The United States Supreme Court declined to hear two Second Amendment challenges to assault weapon bans in New York and Connecticut Monday.
The denials continue a years-long trend in which the justices have avoided taking up Second Amendment challenges, but through their denials sketch out what kinds of gun restrictions are constitutionally acceptable – and which are not.
In this instance the court has, for the second time in six months, given tacit approval of state-level restrictions on assault weapons.
The denials come at a poignant moment – just over a week after a gunman used a handgun and a semiautomatic assault-style rifle to kill 49 people at a gay nightclub in Orlando, Fla., the worst mass shooting in modern US history. Though the decision was made on dispassionate legal grounds, it appears to be aligned with public opinion.

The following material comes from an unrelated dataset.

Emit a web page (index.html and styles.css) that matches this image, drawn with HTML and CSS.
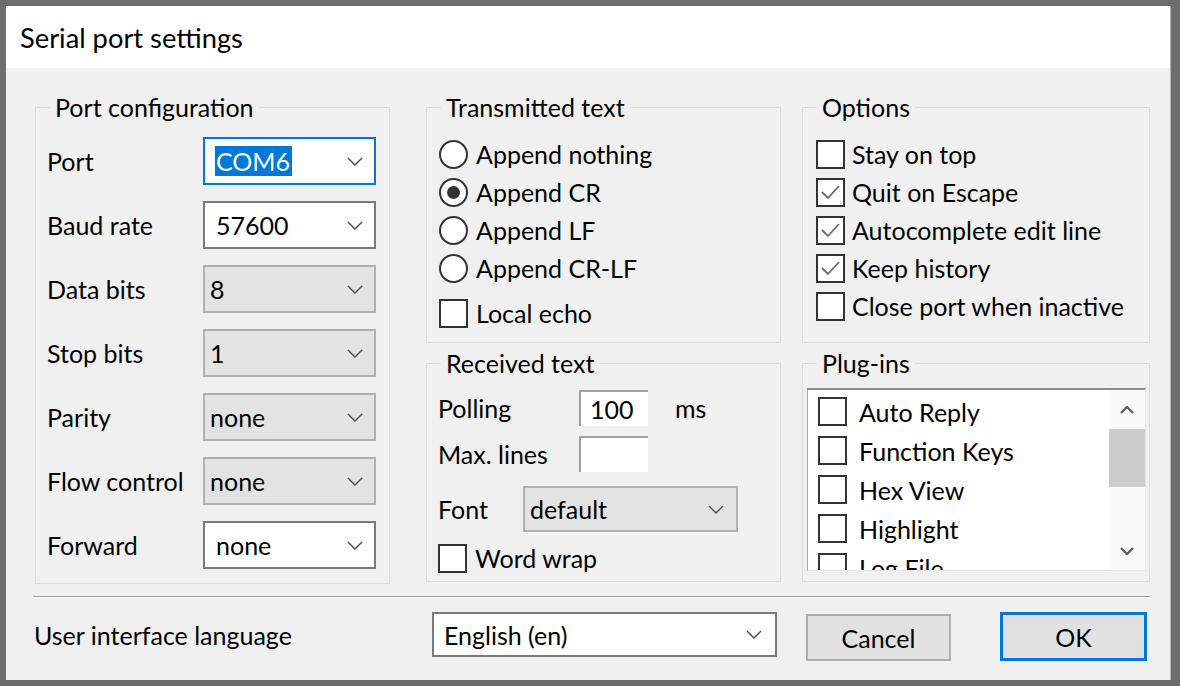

"Lower courts have said that it’s within the discretion of [local] legislatures to enact these laws," says Eugene Volokh, a professor at the University of California, Los Angeles, School of Law. "Generally speaking the Supreme Court doesn’t step in to review a case unless there’s a disagreement in the lower courts."
Both challenges denied this morning – Shew v. Malloy, challenging Connecticut’s ban, and Kampfer v. Cuomo, challenging New York’s – had been dismissed by the US Court of Appeals for the Second Circuit.
The Connecticut law was passed in 2013 after the mass shooting at Sandy Hook Elementary School in Newtown, Conn., and bans more than 180 kinds of semiautomatic firearms and features. The New York law, enacted the same year, is modeled on Connecticut’s law but doesn’t list specific prohibited weapons.
The Second Circuit upheld the Connecticut and New York bans because they were specifically targeted to prevent mass shootings, writing in the Connecticut decision that "because the prohibitions are substantially related to the important governmental interests of public safety and crime reduction, they pass constitutional muster."
Whether such prohibitions are effective in preventing mass shootings is an open question – the laws are "banning the whiskeys, but allowing the vodkas," says Professor Volokh, permitting some firearms that are just as deadly as those banned. But seven states, including Maryland, California, and Hawaii, and several cities and towns have enacted such laws. Public support for a ban on assault weapons jumped to 57 percent after the Orlando shooting.
Still, the court has not heard arguments in a Second Amendment case since 2010, and has typically shied away from the issue since its landmark 2008 ruling in District of Columbia v. Heller, which, in a 5-to-4 decision, found that the Constitution protects an individual’s right to bear arms.
The court's denials since then set no precedent, and the justices offer no explanation for them. The only window into the court's thinking has come in occasional dissents by some justices.
For example, after the court in December declined to review a suburban Chicago case similar to the one declined Monday, Justices Clarence Thomas and Antonin Scalia said the decision "flouts" the court's previous rulings on the Second Amendment.
"The overwhelming majority of citizens who own and use such rifles do so for lawful purposes, including self-defense and target shooting," Justice Thomas wrote. "Under our precedents, that is all that is needed for citizens to have a right under the Second Amendment to keep such weapons."
The court hasn't completely avoided Second Amendment cases, however. Ever since the Heller decision, the justices have been staking out which weapons the ruling protects and how legislatures can regulate them.
In March, the court vacated a decision by the Supreme Judicial Court of Massachusetts to convict Jaime Caetano for violating the state’s ban on stun guns. Ms. Caetano had bought the weapon for protection against an abusive ex-boyfriend.
The stun gun conviction clearly contradicted the Heller ruling, the Supreme Court found.
Both the Heller decision and the 2010 decision in McDonald v. City of Chicago, which found that the Heller ruling applies in individual states, "indicated that the right to bear arms was not unlimited but was subject to reasonable restraints," writes John Vile, a constitutional scholar at Middle Tennessee State University in Murfreesboro, in an e-mail to the Monitor.
"Governments are now in the process of testing what restraints the Court will consider to be reasonable and which it will not," he added.